The profit would come out of using 'tointeger()' and 'pushinteger()' functions already in the Lua 5 C API. Such functions wouldn't need to do any floating point operations (as they now do) and thus, would speed up on non-FPU platforms.
  • lua_tonumber(): read in either int, or num, presenting it as a floating point number (double/float)
  • lua_tointeger(): read in either int, or num without fractions. Provide it as int. If the number has fractions, that is a parameter error
  • lua_pushnumber(): could check if number has no fraction, and store as int (if there is a benefit doing so) but can also remain as-is. pushing values above +-2^23 will silently lose accuracy, if float number type is used.
  • lua_pushinteger(): push as integer, no floating point operations necessary. always full 32-bit range.
Luckily, array indexing is not an issue, since Lua 5 is already neatly optimized for that.
As to the int64 approach, I would probably continue offering them as add-on types (using userdata, similar to complex numbers etc.) or allowing the user of Lua to define separately the width of both floating point (number = double/float) and integer (32-bit/64-bit) types.
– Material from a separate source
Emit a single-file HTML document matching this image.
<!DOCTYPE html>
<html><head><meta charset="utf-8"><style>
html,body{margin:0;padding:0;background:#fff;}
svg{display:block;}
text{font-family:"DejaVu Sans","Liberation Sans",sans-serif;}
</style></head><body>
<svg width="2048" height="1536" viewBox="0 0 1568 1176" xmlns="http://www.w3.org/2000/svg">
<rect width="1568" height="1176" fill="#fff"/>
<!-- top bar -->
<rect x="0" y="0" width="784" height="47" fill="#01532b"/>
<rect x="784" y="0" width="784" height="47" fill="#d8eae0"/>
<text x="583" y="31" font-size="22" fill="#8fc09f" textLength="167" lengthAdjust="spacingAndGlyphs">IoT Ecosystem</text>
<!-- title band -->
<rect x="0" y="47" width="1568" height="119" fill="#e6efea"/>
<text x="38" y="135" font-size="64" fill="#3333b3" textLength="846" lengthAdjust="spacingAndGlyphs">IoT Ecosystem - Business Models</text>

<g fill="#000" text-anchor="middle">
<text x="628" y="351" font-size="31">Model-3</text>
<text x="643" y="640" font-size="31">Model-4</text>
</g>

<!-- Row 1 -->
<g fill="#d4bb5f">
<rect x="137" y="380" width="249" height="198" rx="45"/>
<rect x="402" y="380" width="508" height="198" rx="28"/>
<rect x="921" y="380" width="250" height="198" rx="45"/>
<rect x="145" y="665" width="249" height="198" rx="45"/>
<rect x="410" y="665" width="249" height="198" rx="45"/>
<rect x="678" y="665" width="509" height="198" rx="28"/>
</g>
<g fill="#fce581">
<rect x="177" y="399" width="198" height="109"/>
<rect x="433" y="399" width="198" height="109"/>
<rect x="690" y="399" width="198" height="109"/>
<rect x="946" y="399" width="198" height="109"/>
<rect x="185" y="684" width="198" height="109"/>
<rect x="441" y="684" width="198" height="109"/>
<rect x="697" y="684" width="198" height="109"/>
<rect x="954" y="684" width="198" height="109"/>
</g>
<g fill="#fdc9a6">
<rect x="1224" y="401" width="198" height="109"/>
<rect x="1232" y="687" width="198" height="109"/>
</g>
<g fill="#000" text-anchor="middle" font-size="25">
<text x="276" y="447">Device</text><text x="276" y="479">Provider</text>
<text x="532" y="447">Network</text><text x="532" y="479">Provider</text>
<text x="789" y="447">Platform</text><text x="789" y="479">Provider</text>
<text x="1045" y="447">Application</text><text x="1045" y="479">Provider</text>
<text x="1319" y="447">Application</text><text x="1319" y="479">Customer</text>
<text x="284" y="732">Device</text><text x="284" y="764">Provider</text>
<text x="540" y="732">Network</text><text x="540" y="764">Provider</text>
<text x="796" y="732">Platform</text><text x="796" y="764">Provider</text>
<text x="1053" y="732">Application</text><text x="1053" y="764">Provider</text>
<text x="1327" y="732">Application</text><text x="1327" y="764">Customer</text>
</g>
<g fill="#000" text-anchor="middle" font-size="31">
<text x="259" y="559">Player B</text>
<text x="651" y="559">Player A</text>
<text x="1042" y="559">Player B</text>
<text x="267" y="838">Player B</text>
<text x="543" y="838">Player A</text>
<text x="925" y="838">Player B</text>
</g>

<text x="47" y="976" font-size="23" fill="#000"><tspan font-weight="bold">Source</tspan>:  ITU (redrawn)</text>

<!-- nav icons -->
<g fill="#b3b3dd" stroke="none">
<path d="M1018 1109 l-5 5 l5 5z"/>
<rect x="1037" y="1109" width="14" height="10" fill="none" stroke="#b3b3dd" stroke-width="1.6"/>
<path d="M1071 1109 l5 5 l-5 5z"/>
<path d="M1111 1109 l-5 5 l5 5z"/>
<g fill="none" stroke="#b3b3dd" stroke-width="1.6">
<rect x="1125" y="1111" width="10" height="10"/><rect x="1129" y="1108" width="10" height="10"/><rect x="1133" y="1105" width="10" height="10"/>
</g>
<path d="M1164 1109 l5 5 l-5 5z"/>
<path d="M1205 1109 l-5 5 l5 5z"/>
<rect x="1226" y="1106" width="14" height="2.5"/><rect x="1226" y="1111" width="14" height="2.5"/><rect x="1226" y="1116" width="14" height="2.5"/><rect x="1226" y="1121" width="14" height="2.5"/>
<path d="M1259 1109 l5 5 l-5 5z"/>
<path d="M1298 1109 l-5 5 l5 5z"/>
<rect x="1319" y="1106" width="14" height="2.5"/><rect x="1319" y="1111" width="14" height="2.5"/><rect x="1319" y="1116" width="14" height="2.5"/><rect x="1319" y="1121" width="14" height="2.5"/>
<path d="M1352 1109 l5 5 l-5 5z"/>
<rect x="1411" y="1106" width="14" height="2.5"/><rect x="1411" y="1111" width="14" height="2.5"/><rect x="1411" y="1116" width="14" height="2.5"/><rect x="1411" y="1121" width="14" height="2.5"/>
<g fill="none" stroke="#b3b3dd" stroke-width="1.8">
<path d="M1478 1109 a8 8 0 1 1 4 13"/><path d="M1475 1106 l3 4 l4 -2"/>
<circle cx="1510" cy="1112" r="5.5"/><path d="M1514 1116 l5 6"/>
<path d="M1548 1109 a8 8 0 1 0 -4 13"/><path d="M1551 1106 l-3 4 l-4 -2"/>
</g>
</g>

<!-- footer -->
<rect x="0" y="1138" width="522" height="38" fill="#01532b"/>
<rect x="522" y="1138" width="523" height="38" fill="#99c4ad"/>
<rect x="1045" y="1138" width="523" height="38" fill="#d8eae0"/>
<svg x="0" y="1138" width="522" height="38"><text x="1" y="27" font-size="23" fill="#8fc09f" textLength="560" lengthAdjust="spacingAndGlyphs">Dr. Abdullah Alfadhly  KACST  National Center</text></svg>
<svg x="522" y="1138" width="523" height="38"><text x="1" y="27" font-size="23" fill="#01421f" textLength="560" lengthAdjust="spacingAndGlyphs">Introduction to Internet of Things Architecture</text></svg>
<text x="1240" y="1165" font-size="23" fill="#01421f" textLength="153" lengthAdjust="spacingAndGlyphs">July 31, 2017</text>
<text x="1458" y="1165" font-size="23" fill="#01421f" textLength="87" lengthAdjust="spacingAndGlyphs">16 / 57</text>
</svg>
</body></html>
This would be easy, and offer a wealth of customizability.

Summary
With the proposed techniques, a future Lua core would be able to:
  • offer true, 32-bit integer enums for library interfaces needing them
  • offer an easy syntax for manipulating such enum's bitwise contents
  • protect the user from accidentially cross-using enums in an unintended way
  • allow full 32-bit value range for all numbers (not only enums) even though 'float' number type would be used otherwise
  • hopefully, improve the performance of Lua on non-FPU systems
  • hopefully, not affect performance on FPU-enabled systems

Although presented together here, the enum and int issues are really separate. The enum system is visible to both the C API, and Lua application scripts. The built-in integer system is not visible, it's an implementation detail just as the table array optimization already is.
Also, bitwise operations do not need to apply for the built-in integer types, as they don't for built-in numbers.